Increased levels of CD81 and CD82 expression within T-cell clusters boost their cytotoxic potential. (A) Overview of the experimental method and materials used. (B) Schematic of the bispecific T-cell engager, incorporating binding regions for CD3 and CEA. (C) Flow cytometry to assess transduction efficiency. Cells were separated into CD4⁺ and CD8⁺ T-cell subsets. Gray graph represents the baseline expression level, red graph illustrates the expression of CD81 after transduction with CMV-CD81, and blue graph shows the expression of CD82 after transduction with CMV-CD82. Data was analyzed 3 days after transduction. (D) Cytolysis graph comparing naive CD8⁺ T cells with CD81 and CD82 overexpression. Statistical significance was calculated at 48 h. The Effector : Target (E:T) ratio is 5:1, and target cells were seeded at 1E4, with bispecific engager added at 25 nM. (E) Statistical significance calculated for the area under the curve of the cytolysis data presented in (D). (F) Cytolysis graph comparing naive CD4⁺ T cells with CD81 and CD82 overexpression.
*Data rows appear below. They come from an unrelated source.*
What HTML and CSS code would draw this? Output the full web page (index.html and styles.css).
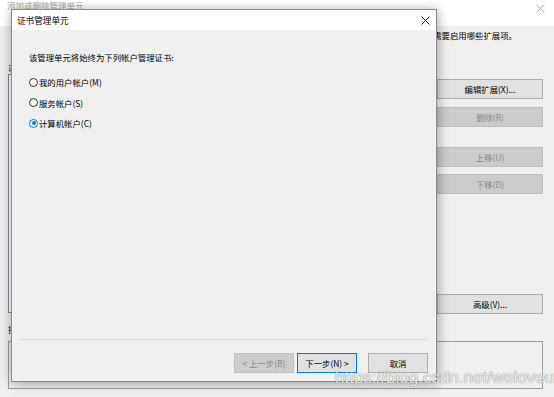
FILE: index.html
```html
<!DOCTYPE html>
<html lang="zh-CN">
<head>
    <meta charset="UTF-8">
    <meta name="viewport" content="width=device-width, initial-scale=1.0">
    <title>证书管理单元</title>
    <link rel="stylesheet" href="styles.css">
</head>
<body>
    <div class="desktop">
        <!-- 后面的窗口：添加或删除管理单元 -->
        <div class="bg-window">
            <div class="bg-titlebar">
                <span class="bg-title">添加或删除管理单元</span>
                <svg class="bg-close" width="9" height="9" viewBox="0 0 9 9">
                    <path d="M0.5 0.5 L8.5 8.5 M8.5 0.5 L0.5 8.5" stroke="#b0b0b0" stroke-width="1" fill="none"/>
                </svg>
            </div>
            <div class="bg-body">
                <p class="bg-intro">为此控制台选择可用的管理单元并配置所选的一组管理单元。对于可扩展的管理单元，可以配置需要启用哪些扩展项。</p>
                <div class="bg-main">
                    <div class="bg-left">
                        <div class="bg-label">可用的管理单元(S):</div>
                        <div class="bg-list"></div>
                    </div>
                    <div class="bg-buttons">
                        <button class="btn">编辑扩展(X)...</button>
                        <button class="btn btn-disabled gap-s">删除(R)</button>
                        <button class="btn btn-disabled gap-m">上移(U)</button>
                        <button class="btn btn-disabled gap-xs">下移(D)</button>
                        <button class="btn gap-l">高级(V)...</button>
                    </div>
                </div>
                <div class="bg-desc-label">描述:</div>
                <div class="bg-desc"></div>
            </div>
        </div>

        <!-- 前面的对话框：证书管理单元 -->
        <div class="dialog">
            <div class="dialog-titlebar">
                <span class="dialog-title">证书管理单元</span>
                <svg class="dialog-close" width="9" height="9" viewBox="0 0 9 9">
                    <path d="M0.5 0.5 L8.5 8.5 M8.5 0.5 L0.5 8.5" stroke="#222" stroke-width="1" fill="none"/>
                </svg>
            </div>
            <div class="dialog-body">
                <p class="prompt">该管理单元将始终为下列帐户管理证书:</p>
                <div class="options">
                    <label class="option"><input type="radio" name="account"> 我的用户帐户(M)</label>
                    <label class="option"><input type="radio" name="account"> 服务帐户(S)</label>
                    <label class="option"><input type="radio" name="account" checked> 计算机帐户(C)</label>
                </div>
            </div>
            <div class="dialog-footer">
                <div class="separator"></div>
                <div class="footer-buttons">
                    <button class="btn btn-disabled">&lt; 上一步(B)</button>
                    <button class="btn btn-default">下一步(N) &gt;</button>
                    <button class="btn btn-cancel">取消</button>
                </div>
            </div>
        </div>

        <div class="watermark">https://blog.csdn.net/weloveut</div>
    </div>
</body>
</html>
```

FILE: styles.css
```css
* {
    box-sizing: border-box;
}
body {
    margin: 0;
    font-family: "Noto Sans CJK SC", "Liberation Sans", sans-serif;
    color: #000;
    background-color: #f0f0f0;
}
.desktop {
    position: relative;
    width: 554px;
    height: 397px;
    overflow: hidden;
}

/* 后面的窗口 */
.bg-window {
    position: absolute;
    left: 0;
    top: 0;
    width: 554px;
    height: 397px;
    background: #f0f0f0;
}
.bg-titlebar {
    height: 26px;
    background: #ffffff;
    display: flex;
    justify-content: space-between;
    align-items: flex-start;
    padding: 0 9px 0 7px;
}
.bg-title {
    font-size: 8.5px;
    line-height: 10px;
    color: #a8a8a8;
}
.bg-close {
    margin-top: 4px;
}
.bg-body {
    padding: 0 11px 0 8px;
}
.bg-intro {
    margin: 0;
    height: 37px;
    padding-top: 4px;
    font-size: 8.4px;
    line-height: 10px;
    white-space: nowrap;
    text-align: right;
    padding-right: 26px;
    overflow: hidden;
}
.bg-main {
    display: grid;
    grid-template-columns: 1fr 106px;
    column-gap: 8px;
}
.bg-label {
    font-size: 8.4px;
    line-height: 10px;
    height: 11px;
}
.bg-list {
    height: 239px;
    background: #ffffff;
    border: 1px solid #828790;
}
.bg-buttons {
    display: flex;
    flex-direction: column;
    padding-top: 16px;
}
.gap-xs { margin-top: 7px; }
.gap-s { margin-top: 8px; }
.gap-m { margin-top: 20px; }
.gap-l { margin-top: 100px; }
.bg-desc-label {
    margin-top: 10px;
    font-size: 8.4px;
    line-height: 10px;
    height: 17px;
}
.bg-desc {
    height: 48px;
    border: 1px solid #a0a0a0;
    background: #f0f0f0;
}

/* 按钮 */
.btn {
    height: 20px;
    padding: 0;
    font-family: inherit;
    font-size: 8.4px;
    line-height: 18px;
    color: #000;
    background: #e1e1e1;
    border: 1px solid #adadad;
    border-radius: 0;
}
.btn-disabled {
    background: #cccccc;
    border-color: #bfbfbf;
    color: #8a8a8a;
}
.btn-default {
    border-color: #0078d7;
}

/* 对话框 */
.dialog {
    position: absolute;
    left: 11px;
    top: 9px;
    width: 426px;
    height: 373px;
    display: flex;
    flex-direction: column;
    background: #f0f0f0;
    border: 1px solid #8c8c8c;
    box-shadow: 0 0 10px rgba(0, 0, 0, 0.22), 2px 4px 12px rgba(0, 0, 0, 0.15);
}
.dialog-titlebar {
    height: 20px;
    background: #ffffff;
    display: flex;
    justify-content: space-between;
    align-items: center;
    padding: 0 6px 0 5px;
}
.dialog-title {
    font-size: 8.6px;
    line-height: 10px;
}
.dialog-body {
    flex: 1;
    padding: 22px 0 0 17px;
}
.prompt {
    margin: 0;
    font-size: 8.4px;
    line-height: 10px;
}
.options {
    margin-top: 10px;
    display: flex;
    flex-direction: column;
}
.option {
    display: flex;
    align-items: center;
    height: 20.6px;
    font-size: 8.4px;
    line-height: 10px;
}
.option input {
    appearance: none;
    -webkit-appearance: none;
    width: 9px;
    height: 9px;
    margin: 0 1px 0 0;
    border: 1px solid #333333;
    border-radius: 50%;
    background: #ffffff;
    display: grid;
    place-content: center;
}
.option input:checked {
    border-color: #0078d7;
}
.option input:checked::before {
    content: "";
    width: 4px;
    height: 4px;
    border-radius: 50%;
    background: #0078d7;
}
.dialog-footer {
    padding: 0 8px 8px 8px;
}
.separator {
    height: 1px;
    background: #d8d8d8;
    margin-right: 1px;
}
.footer-buttons {
    display: flex;
    justify-content: flex-end;
    margin-top: 13px;
}
.footer-buttons .btn {
    width: 60px;
}
.footer-buttons .btn-default {
    margin-left: 3px;
}
.footer-buttons .btn-cancel {
    margin-left: 11px;
}

/* 水印 */
.watermark {
    position: absolute;
    left: 335px;
    top: 368px;
    font-family: "Liberation Sans", sans-serif;
    font-size: 17px;
    line-height: 20px;
    color: rgba(255, 255, 255, 0.85);
    text-shadow: 0 0 1px rgba(0, 0, 0, 0.45), 0 0 2px rgba(0, 0, 0, 0.2);
    white-space: nowrap;
}
```
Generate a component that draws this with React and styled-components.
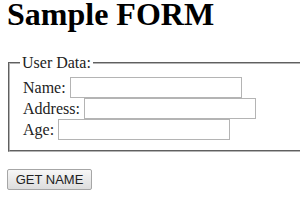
import styled, { createGlobalStyle } from "styled-components";

const GlobalStyle = createGlobalStyle`
  html, body {
    margin: 0;
    padding: 0;
    overflow: hidden;
    background: #fff;
  }
  body {
    font-family: "Liberation Serif", "Times New Roman", serif;
    color: #111;
  }
`;

const Page = styled.div`
  width: 300px;
  height: 210px;
  overflow: hidden;
`;

const Heading = styled.h1`
  margin: 0 0 0 7px;
  font-size: 32px;
  line-height: 28px;
  font-weight: bold;
  color: #000;
  white-space: nowrap;
`;

const Fieldset = styled.fieldset`
  margin: 26px 0 0 8px;
  width: 320px;
  padding: 5px 13px 10px;
  border: 2px groove #b4b4b4;
`;

const Legend = styled.legend`
  margin-left: -3px;
  padding: 0 2px;
  font-size: 16px;
  line-height: 18px;
  color: #222;
`;

const Rows = styled.div`
  display: flex;
  flex-direction: column;
`;

const Row = styled.div`
  display: flex;
  align-items: center;
  gap: 4px;
  height: 21px;
`;

const Label = styled.label`
  font-size: 16px;
  line-height: 21px;
  color: #222;
`;

const Input = styled.input`
  box-sizing: border-box;
  width: 172px;
  height: 21px;
  margin: 0;
  padding: 1px 2px;
  border: 1px solid #b4b4b4;
  background: #fff;
  font-family: "Liberation Sans", Arial, sans-serif;
  font-size: 13px;
`;

const Button = styled.button`
  display: block;
  box-sizing: border-box;
  margin: 17px 0 0 7px;
  width: 85px;
  height: 21px;
  padding: 0;
  border: 1px solid #a6a6a6;
  border-radius: 2px;
  background: linear-gradient(#f7f7f7, #dddddd);
  font-family: "Liberation Sans", Arial, sans-serif;
  font-size: 13px;
  color: #222;
  cursor: pointer;
`;

const fields = ["Name:", "Address:", "Age:"];

export default function App() {
  return (
    <Page>
      <GlobalStyle />
      <Heading>Sample FORM</Heading>
      <Fieldset>
        <Legend>User Data:</Legend>
        <Rows>
          {fields.map((f) => (
            <Row key={f}>
              <Label>{f}</Label>
              <Input type="text" />
            </Row>
          ))}
        </Rows>
      </Fieldset>
      <Button type="button">GET NAME</Button>
    </Page>
  );
}
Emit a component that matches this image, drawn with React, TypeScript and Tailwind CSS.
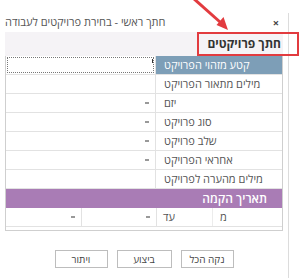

Statistical significance was calculated at 48 h. The E:T ratio is 5:1, and target cells were seeded at 1E4, with bispecific engager added at 25 nM. (G) Statistical significance calculated for the area under the curve of the cytolysis data presented in (F). Statistical significance between groups was calculated using two-way ANOVA followed by Tukey’s multiple comparison test (**p ≤ 0.01, ****p ≤ 0.0001).

Figure 7

Schematic representation of the summary.